BEGIN Collected data

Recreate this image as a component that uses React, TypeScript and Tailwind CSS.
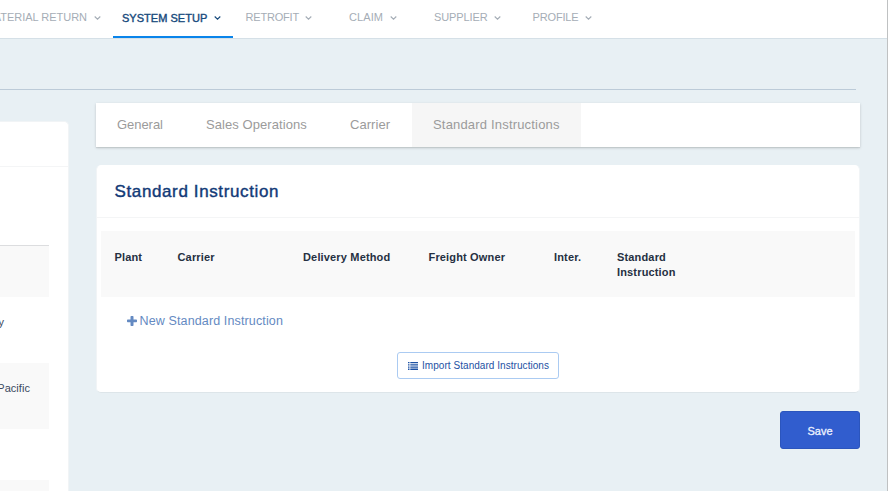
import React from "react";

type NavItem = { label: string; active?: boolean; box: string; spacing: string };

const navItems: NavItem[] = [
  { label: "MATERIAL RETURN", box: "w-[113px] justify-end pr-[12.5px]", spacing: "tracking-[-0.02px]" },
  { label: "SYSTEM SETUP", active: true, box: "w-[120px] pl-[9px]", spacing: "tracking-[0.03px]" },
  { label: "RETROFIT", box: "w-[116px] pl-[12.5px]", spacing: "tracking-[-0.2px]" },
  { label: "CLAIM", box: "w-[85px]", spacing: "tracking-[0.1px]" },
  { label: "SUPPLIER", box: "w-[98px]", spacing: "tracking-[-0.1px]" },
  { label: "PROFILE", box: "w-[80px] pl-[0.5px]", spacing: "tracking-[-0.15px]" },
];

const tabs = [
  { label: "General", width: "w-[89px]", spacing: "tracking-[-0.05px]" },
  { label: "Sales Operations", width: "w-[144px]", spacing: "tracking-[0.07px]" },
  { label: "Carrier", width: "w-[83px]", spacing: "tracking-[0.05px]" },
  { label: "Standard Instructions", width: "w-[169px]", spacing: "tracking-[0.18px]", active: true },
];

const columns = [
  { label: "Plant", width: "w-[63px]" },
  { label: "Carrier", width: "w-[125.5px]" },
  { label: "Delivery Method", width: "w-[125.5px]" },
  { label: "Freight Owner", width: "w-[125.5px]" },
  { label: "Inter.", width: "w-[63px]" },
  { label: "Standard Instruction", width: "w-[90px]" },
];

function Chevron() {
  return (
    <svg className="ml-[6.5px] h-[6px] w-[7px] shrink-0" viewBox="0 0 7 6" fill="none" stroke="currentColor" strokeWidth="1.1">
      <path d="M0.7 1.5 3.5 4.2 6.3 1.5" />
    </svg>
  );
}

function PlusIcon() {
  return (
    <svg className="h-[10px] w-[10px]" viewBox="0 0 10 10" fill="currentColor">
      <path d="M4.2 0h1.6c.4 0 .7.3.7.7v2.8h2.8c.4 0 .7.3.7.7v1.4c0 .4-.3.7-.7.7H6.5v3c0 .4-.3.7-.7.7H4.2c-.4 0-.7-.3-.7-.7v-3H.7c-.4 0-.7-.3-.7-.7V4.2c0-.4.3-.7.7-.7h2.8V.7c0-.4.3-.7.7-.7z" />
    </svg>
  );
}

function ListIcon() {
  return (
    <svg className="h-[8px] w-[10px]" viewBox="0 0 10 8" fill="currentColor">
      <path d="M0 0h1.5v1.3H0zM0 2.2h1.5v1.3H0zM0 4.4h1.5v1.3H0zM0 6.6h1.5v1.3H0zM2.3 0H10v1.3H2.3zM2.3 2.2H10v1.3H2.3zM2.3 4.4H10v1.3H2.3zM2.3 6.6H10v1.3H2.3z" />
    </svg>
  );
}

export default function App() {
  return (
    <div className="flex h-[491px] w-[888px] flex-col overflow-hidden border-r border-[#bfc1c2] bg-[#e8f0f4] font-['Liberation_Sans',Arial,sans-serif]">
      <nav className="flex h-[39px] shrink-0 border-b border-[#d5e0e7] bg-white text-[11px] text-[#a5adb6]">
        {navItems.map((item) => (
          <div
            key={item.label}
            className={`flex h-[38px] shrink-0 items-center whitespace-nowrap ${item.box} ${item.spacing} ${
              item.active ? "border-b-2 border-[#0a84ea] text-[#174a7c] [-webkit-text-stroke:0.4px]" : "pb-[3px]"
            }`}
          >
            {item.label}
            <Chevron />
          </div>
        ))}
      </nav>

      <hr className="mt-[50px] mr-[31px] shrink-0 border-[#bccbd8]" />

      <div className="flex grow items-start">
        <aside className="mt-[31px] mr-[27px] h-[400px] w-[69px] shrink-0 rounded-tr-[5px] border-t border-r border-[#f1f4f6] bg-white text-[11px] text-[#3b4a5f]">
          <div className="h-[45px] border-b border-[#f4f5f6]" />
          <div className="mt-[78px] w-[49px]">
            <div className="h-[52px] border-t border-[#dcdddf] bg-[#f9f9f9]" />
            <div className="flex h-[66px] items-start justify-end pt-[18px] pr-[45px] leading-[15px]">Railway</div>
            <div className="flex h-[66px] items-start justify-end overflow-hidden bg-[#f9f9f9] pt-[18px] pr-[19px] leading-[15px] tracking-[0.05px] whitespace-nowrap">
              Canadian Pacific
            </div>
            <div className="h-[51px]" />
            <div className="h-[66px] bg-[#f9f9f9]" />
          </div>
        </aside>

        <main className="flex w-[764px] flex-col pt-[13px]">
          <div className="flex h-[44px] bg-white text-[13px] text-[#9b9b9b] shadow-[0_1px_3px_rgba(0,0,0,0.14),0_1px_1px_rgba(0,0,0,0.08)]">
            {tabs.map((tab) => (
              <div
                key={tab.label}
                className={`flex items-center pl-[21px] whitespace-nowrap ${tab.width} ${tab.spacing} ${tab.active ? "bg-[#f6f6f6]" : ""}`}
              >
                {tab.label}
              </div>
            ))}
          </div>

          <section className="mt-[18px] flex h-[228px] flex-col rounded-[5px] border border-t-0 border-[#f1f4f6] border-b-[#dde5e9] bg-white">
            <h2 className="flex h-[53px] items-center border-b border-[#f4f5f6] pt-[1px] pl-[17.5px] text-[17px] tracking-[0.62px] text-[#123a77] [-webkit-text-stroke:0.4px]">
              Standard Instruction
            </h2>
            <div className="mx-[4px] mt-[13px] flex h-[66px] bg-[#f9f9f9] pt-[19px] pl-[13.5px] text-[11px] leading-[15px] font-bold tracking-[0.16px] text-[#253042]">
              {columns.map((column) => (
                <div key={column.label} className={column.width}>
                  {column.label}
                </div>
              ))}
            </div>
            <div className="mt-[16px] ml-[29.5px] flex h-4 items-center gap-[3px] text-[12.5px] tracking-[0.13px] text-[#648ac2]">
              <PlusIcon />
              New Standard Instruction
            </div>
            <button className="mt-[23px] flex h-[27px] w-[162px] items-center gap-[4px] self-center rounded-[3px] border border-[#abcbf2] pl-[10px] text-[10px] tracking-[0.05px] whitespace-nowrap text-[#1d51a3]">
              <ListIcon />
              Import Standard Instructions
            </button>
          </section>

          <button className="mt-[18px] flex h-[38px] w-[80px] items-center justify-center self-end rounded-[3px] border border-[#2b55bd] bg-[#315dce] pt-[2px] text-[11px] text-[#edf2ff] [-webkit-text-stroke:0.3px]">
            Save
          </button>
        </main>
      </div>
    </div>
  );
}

END Collected data

▶ [Exercise objective] Set down the material above as is, without any pictures.

▶ [Task answer]
Recreate this image as a component that uses React, TypeScript and Tailwind CSS.
import React from "react";

type NavItem = { label: string; active?: boolean; box: string; spacing: string };

const navItems: NavItem[] = [
  { label: "MATERIAL RETURN", box: "w-[113px] justify-end pr-[12.5px]", spacing: "tracking-[-0.02px]" },
  { label: "SYSTEM SETUP", active: true, box: "w-[120px] pl-[9px]", spacing: "tracking-[0.03px]" },
  { label: "RETROFIT", box: "w-[116px] pl-[12.5px]", spacing: "tracking-[-0.2px]" },
  { label: "CLAIM", box: "w-[85px]", spacing: "tracking-[0.1px]" },
  { label: "SUPPLIER", box: "w-[98px]", spacing: "tracking-[-0.1px]" },
  { label: "PROFILE", box: "w-[80px] pl-[0.5px]", spacing: "tracking-[-0.15px]" },
];

const tabs = [
  { label: "General", width: "w-[89px]", spacing: "tracking-[-0.05px]" },
  { label: "Sales Operations", width: "w-[144px]", spacing: "tracking-[0.07px]" },
  { label: "Carrier", width: "w-[83px]", spacing: "tracking-[0.05px]" },
  { label: "Standard Instructions", width: "w-[169px]", spacing: "tracking-[0.18px]", active: true },
];

const columns = [
  { label: "Plant", width: "w-[63px]" },
  { label: "Carrier", width: "w-[125.5px]" },
  { label: "Delivery Method", width: "w-[125.5px]" },
  { label: "Freight Owner", width: "w-[125.5px]" },
  { label: "Inter.", width: "w-[63px]" },
  { label: "Standard Instruction", width: "w-[90px]" },
];

function Chevron() {
  return (
    <svg className="ml-[6.5px] h-[6px] w-[7px] shrink-0" viewBox="0 0 7 6" fill="none" stroke="currentColor" strokeWidth="1.1">
      <path d="M0.7 1.5 3.5 4.2 6.3 1.5" />
    </svg>
  );
}

function PlusIcon() {
  return (
    <svg className="h-[10px] w-[10px]" viewBox="0 0 10 10" fill="currentColor">
      <path d="M4.2 0h1.6c.4 0 .7.3.7.7v2.8h2.8c.4 0 .7.3.7.7v1.4c0 .4-.3.7-.7.7H6.5v3c0 .4-.3.7-.7.7H4.2c-.4 0-.7-.3-.7-.7v-3H.7c-.4 0-.7-.3-.7-.7V4.2c0-.4.3-.7.7-.7h2.8V.7c0-.4.3-.7.7-.7z" />
    </svg>
  );
}

function ListIcon() {
  return (
    <svg className="h-[8px] w-[10px]" viewBox="0 0 10 8" fill="currentColor">
      <path d="M0 0h1.5v1.3H0zM0 2.2h1.5v1.3H0zM0 4.4h1.5v1.3H0zM0 6.6h1.5v1.3H0zM2.3 0H10v1.3H2.3zM2.3 2.2H10v1.3H2.3zM2.3 4.4H10v1.3H2.3zM2.3 6.6H10v1.3H2.3z" />
    </svg>
  );
}

export default function App() {
  return (
    <div className="flex h-[491px] w-[888px] flex-col overflow-hidden border-r border-[#bfc1c2] bg-[#e8f0f4] font-['Liberation_Sans',Arial,sans-serif]">
      <nav className="flex h-[39px] shrink-0 border-b border-[#d5e0e7] bg-white text-[11px] text-[#a5adb6]">
        {navItems.map((item) => (
          <div
            key={item.label}
            className={`flex h-[38px] shrink-0 items-center whitespace-nowrap ${item.box} ${item.spacing} ${
              item.active ? "border-b-2 border-[#0a84ea] text-[#174a7c] [-webkit-text-stroke:0.4px]" : "pb-[3px]"
            }`}
          >
            {item.label}
            <Chevron />
          </div>
        ))}
      </nav>

      <hr className="mt-[50px] mr-[31px] shrink-0 border-[#bccbd8]" />

      <div className="flex grow items-start">
        <aside className="mt-[31px] mr-[27px] h-[400px] w-[69px] shrink-0 rounded-tr-[5px] border-t border-r border-[#f1f4f6] bg-white text-[11px] text-[#3b4a5f]">
          <div className="h-[45px] border-b border-[#f4f5f6]" />
          <div className="mt-[78px] w-[49px]">
            <div className="h-[52px] border-t border-[#dcdddf] bg-[#f9f9f9]" />
            <div className="flex h-[66px] items-start justify-end pt-[18px] pr-[45px] leading-[15px]">Railway</div>
            <div className="flex h-[66px] items-start justify-end overflow-hidden bg-[#f9f9f9] pt-[18px] pr-[19px] leading-[15px] tracking-[0.05px] whitespace-nowrap">
              Canadian Pacific
            </div>
            <div className="h-[51px]" />
            <div className="h-[66px] bg-[#f9f9f9]" />
          </div>
        </aside>

        <main className="flex w-[764px] flex-col pt-[13px]">
          <div className="flex h-[44px] bg-white text-[13px] text-[#9b9b9b] shadow-[0_1px_3px_rgba(0,0,0,0.14),0_1px_1px_rgba(0,0,0,0.08)]">
            {tabs.map((tab) => (
              <div
                key={tab.label}
                className={`flex items-center pl-[21px] whitespace-nowrap ${tab.width} ${tab.spacing} ${tab.active ? "bg-[#f6f6f6]" : ""}`}
              >
                {tab.label}
              </div>
            ))}
          </div>

          <section className="mt-[18px] flex h-[228px] flex-col rounded-[5px] border border-t-0 border-[#f1f4f6] border-b-[#dde5e9] bg-white">
            <h2 className="flex h-[53px] items-center border-b border-[#f4f5f6] pt-[1px] pl-[17.5px] text-[17px] tracking-[0.62px] text-[#123a77] [-webkit-text-stroke:0.4px]">
              Standard Instruction
            </h2>
            <div className="mx-[4px] mt-[13px] flex h-[66px] bg-[#f9f9f9] pt-[19px] pl-[13.5px] text-[11px] leading-[15px] font-bold tracking-[0.16px] text-[#253042]">
              {columns.map((column) => (
                <div key={column.label} className={column.width}>
                  {column.label}
                </div>
              ))}
            </div>
            <div className="mt-[16px] ml-[29.5px] flex h-4 items-center gap-[3px] text-[12.5px] tracking-[0.13px] text-[#648ac2]">
              <PlusIcon />
              New Standard Instruction
            </div>
            <button className="mt-[23px] flex h-[27px] w-[162px] items-center gap-[4px] self-center rounded-[3px] border border-[#abcbf2] pl-[10px] text-[10px] tracking-[0.05px] whitespace-nowrap text-[#1d51a3]">
              <ListIcon />
              Import Standard Instructions
            </button>
          </section>

          <button className="mt-[18px] flex h-[38px] w-[80px] items-center justify-center self-end rounded-[3px] border border-[#2b55bd] bg-[#315dce] pt-[2px] text-[11px] text-[#edf2ff] [-webkit-text-stroke:0.3px]">
            Save
          </button>
        </main>
      </div>
    </div>
  );
}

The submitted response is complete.